Lastly, the country where people are free to murder each other. The man who she first meets and admits to admiring a certain serial killer is from the get go an obviously murderous man who is up to no good. When he asks Kino to take half of his belongings ahead for him, she refuses, even though she has already done acts of charity before as long as she didn’t enter a conflict. Why? Because she disapproves of what he is doing, and even though she won’t go out of her way to shoot him, she dislikes his attitude and Ax-Crazy personality.
And that leads to the point of this WMG: Kino does have a moral compass beyond neutrality, and she does disapprove of killing without motive/against those who are defenseless, but most importantly, she dislikes those who take away freedom from others and force them to do things against their wishes, probably something she learned due to her own experience in her home town where when someone were to become an adult they were also forced to follow and do a mundane task for the rest of their lives.
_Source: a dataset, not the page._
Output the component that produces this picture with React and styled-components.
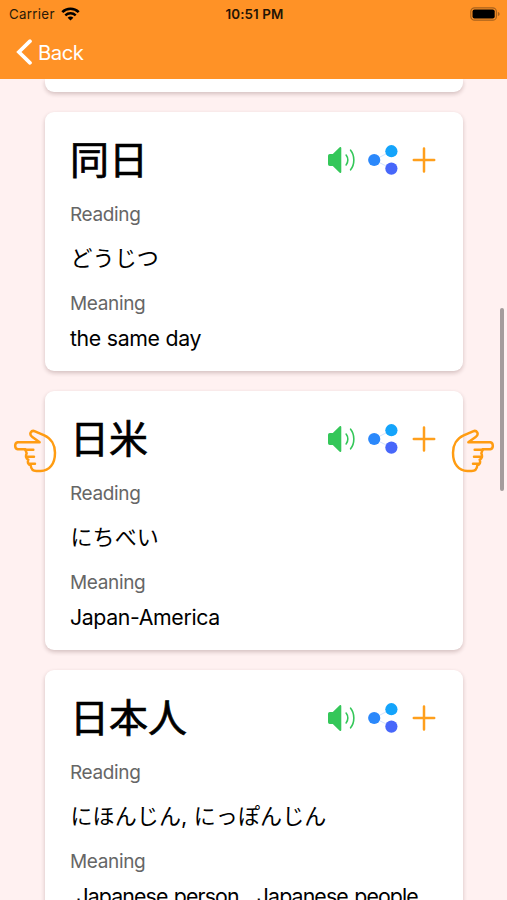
import React from 'react';
import styled, { createGlobalStyle } from 'styled-components';

const GlobalStyle = createGlobalStyle`
  * {
    box-sizing: border-box;
  }

  body {
    margin: 0;
    background-color: #fff1f1;
    font-family: Inter, "Noto Sans CJK JP", sans-serif;
    color: #000;
  }
`;

const Screen = styled.div`
  position: relative;
  display: flex;
  flex-direction: column;
  width: 507px;
  height: 900px;
  overflow: hidden;
  background-color: #fff1f1;
`;

const Header = styled.header`
  flex: none;
  height: 79px;
  background-color: #ff9226;
`;

const StatusBar = styled.div`
  display: grid;
  grid-template-columns: 1fr auto 1fr;
  align-items: center;
  height: 27px;
  padding: 0 7px 0 9px;
`;

const Carrier = styled.div`
  display: flex;
  align-items: center;
  gap: 6px;
  font-size: 13.3px;
  letter-spacing: 0.3px;
  color: #2b1a08;
`;

const Time = styled.div`
  font-size: 13.4px;
  font-weight: 600;
  letter-spacing: 0.1px;
  color: #241405;
`;

const Battery = styled.div`
  display: flex;
  justify-content: flex-end;
`;

const BackButton = styled.button`
  display: flex;
  align-items: center;
  gap: 5px;
  height: 50px;
  padding: 0 0 0 16px;
  border: none;
  background: none;
  font-family: inherit;
  font-size: 20.3px;
  letter-spacing: -0.5px;
  color: #fff;
  cursor: pointer;
`;

const CardList = styled.main`
  flex: 1;
  display: flex;
  flex-direction: column;
  gap: 20px;
  padding: 0 44px 0 45px;
  overflow: hidden;
`;

const Card = styled.section`
  flex: none;
  height: 259px;
  padding: 20px 27px 0 25px;
  border-radius: 9px;
  background-color: #fff;
  box-shadow: 0 2px 4px rgba(60, 20, 20, 0.22);
`;

const PreviousCard = styled(Card)`
  height: 13px;
  padding: 0;
  border-radius: 0 0 9px 9px;
`;

const CardHeader = styled.div`
  display: flex;
  justify-content: space-between;
  align-items: center;
  height: 56px;
`;

const Word = styled.h2`
  margin: 0;
  padding-bottom: 7px;
  font-family: "Noto Sans CJK JP", sans-serif;
  font-size: 39px;
  font-weight: 400;
  line-height: 56px;
  -webkit-text-stroke: 0.7px #000;
`;

const Actions = styled.div`
  display: flex;
  align-items: center;
`;

const ActionButton = styled.button`
  display: flex;
  padding: 0;
  margin-left: ${props => props.$gap || '0'};
  border: none;
  background: none;
  cursor: pointer;
`;

const Label = styled.div`
  height: ${props => props.$height};
  padding-top: ${props => props.$top};
  font-size: 19px;
  line-height: 26px;
  letter-spacing: -0.35px;
  color: #666;
`;

const Reading = styled.div`
  height: 44px;
  padding-left: 0.5px;
  font-size: 22px;
  line-height: 44px;
  letter-spacing: 0.1px;
  white-space: pre;
`;

const Meaning = styled.div`
  font-size: 21.3px;
  line-height: 30px;
  letter-spacing: ${props => (props.$tight ? '-0.87px' : '-0.37px')};
  word-spacing: ${props => (props.$tight ? '1.3px' : '0.3px')};
  white-space: pre;
`;

const Hand = styled.button`
  position: absolute;
  top: 429px;
  left: ${props => props.$left};
  width: 44px;
  height: 44px;
  padding: 0;
  border: none;
  background: none;
  cursor: pointer;
  transform: ${props => (props.$flip ? 'scaleX(-1)' : 'none')};

  svg {
    display: block;
  }
`;

const ScrollThumb = styled.div`
  position: absolute;
  top: 308px;
  right: 3px;
  width: 4px;
  height: 183px;
  border-radius: 2px;
  background-color: #a59c9c;
`;

const words = [
  { id: 1, word: '同日', reading: 'どうじつ', meaning: 'the same day' },
  { id: 2, word: '日米', reading: 'にちべい', meaning: 'Japan-America' },
  { id: 3, word: '日本人', reading: 'にほんじん, にっぽんじん', meaning: ' Japanese person,  Japanese people' },
];

const WifiIcon = () => (
  <svg width="19" height="14" viewBox="0 0 19 14" fill="none" stroke="#000">
    <path d="M1.3 5.1C5.8 .6 13.2 .6 17.7 5.1" strokeWidth="2.6" />
    <path d="M4.3 8.3C7.2 5.5 11.8 5.5 14.7 8.3" strokeWidth="2.4" />
    <path d="M9.5 13.6L6.6 10.7C8.2 9.2 10.8 9.2 12.4 10.7Z" fill="#000" stroke="none" />
  </svg>
);

const BatteryIcon = () => (
  <svg width="30" height="14" viewBox="0 0 30 14">
    <rect x=".8" y=".8" width="25.6" height="12.4" rx="3.8" fill="none" stroke="#a8621d" strokeWidth="1.2" />
    <rect x="2.5" y="2.5" width="22.2" height="9" rx="2" fill="#000" />
    <path d="M27.9 4.9C30.2 5.6 30.2 8.4 27.9 9.1Z" fill="#a8621d" />
  </svg>
);

const BackIcon = () => (
  <svg width="17" height="26" viewBox="0 0 17 26" fill="none" stroke="#fff" strokeWidth="3.7" strokeLinecap="round">
    <path d="M14 2.2L2.9 13L14 23.8" strokeLinejoin="miter" />
  </svg>
);

const SpeakerIcon = () => (
  <svg width="27" height="28" viewBox="0 0 27 28">
    <path
      d="M1.8 7.9H4.8L11.7 1.3C12.3 .8 13.3 1 13.3 1.9V26.1C13.3 27 12.3 27.2 11.7 26.7L4.8 20.1H1.8Q0 20.1 0 18.3V9.7Q0 7.9 1.8 7.9Z"
      fill="#34c759"
    />
    <g fill="none" stroke="#34c759" strokeWidth="1.6" strokeLinecap="round">
      <path d="M18.1 9C20.4 11.8 20.4 16.2 18.1 19" />
      <path d="M22.6 4.2C26.9 9.5 26.9 18.5 22.6 23.8" />
    </g>
  </svg>
);

const ShareIcon = () => (
  <svg width="30" height="30" viewBox="0 0 30 30">
    <path d="M23.4 6.2L6.2 15L23.4 23.6" fill="none" stroke="#d3e5ff" strokeWidth="1" />
    <circle cx="6.2" cy="15" r="6.1" fill="#2b88fb" />
    <circle cx="23.4" cy="6.2" r="6.1" fill="#14a4fb" />
    <circle cx="23.4" cy="23.6" r="6.1" fill="#4767fa" />
  </svg>
);

const PlusIcon = () => (
  <svg width="24" height="26" viewBox="0 0 24 26" stroke="#ff9f1c" strokeWidth="2.5" strokeLinecap="round">
    <path d="M12 1.4V24.6M1.8 13H22.2" />
  </svg>
);

const HandIcon = () => (
  <svg
    width="44"
    height="44"
    viewBox="39 57 132 132"
    fill="none"
    stroke="#ff9c12"
    strokeWidth="7.4"
    strokeLinecap="round"
    strokeLinejoin="round"
  >
    <path d="M53 97H119L97 81C85 72 94 59 105 64L133 76C153 85 165 105 165 128C165 162 148 183 122 183H109C98 183 93 175 92 166C84 164 82 157 85 149C78 146 76 139 80 130L76 118H53C43 116 43 99 53 97Z" />
    <path d="M76 119H100M81 140H102M88 161H105" />
  </svg>
);

const WordCard = ({ item }) => {
  return (
    <Card>
      <CardHeader>
        <Word>{item.word}</Word>
        <Actions>
          <ActionButton><SpeakerIcon /></ActionButton>
          <ActionButton $gap="12.6px"><ShareIcon /></ActionButton>
          <ActionButton $gap="14.4px"><PlusIcon /></ActionButton>
        </Actions>
      </CardHeader>
      <Label $height="48px" $top="14px">Reading</Label>
      <Reading>{item.reading}</Reading>
      <Label $height="43px" $top="11px">Meaning</Label>
      <Meaning $tight={item.meaning.length > 30}>{item.meaning}</Meaning>
    </Card>
  )
}

const App = () => {
  return (
    <>
      <GlobalStyle />
      <Screen>
        <Header>
          <StatusBar>
            <Carrier>Carrier <WifiIcon /></Carrier>
            <Time>10:51 PM</Time>
            <Battery><BatteryIcon /></Battery>
          </StatusBar>
          <BackButton><BackIcon />Back</BackButton>
        </Header>
        <CardList>
          <PreviousCard />
          {words.map(item => <WordCard key={item.id} item={item} />)}
        </CardList>
        <Hand $left="13px"><HandIcon /></Hand>
        <Hand $left="451px" $flip><HandIcon /></Hand>
        <ScrollThumb />
      </Screen>
    </>
  )
}

export default App;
And while she won’t go out of her way to “impose” her own moral beliefs, as show in the countries that were in peace because they slaughtered the nearby villages, if she IS put in a situation where she is forced to make a moral decision, she will take the one option that leads to the least amount of deaths for those who are innocent and the most freedom possible for them.
- This is similar to another WMG above. Kino has morals and will stick to it but tried to be uninvolved and neutral as much as possible. Because she's just an outsider, a traveler.
- A lot of the settings are implausible even if it takes place in a fantasy world.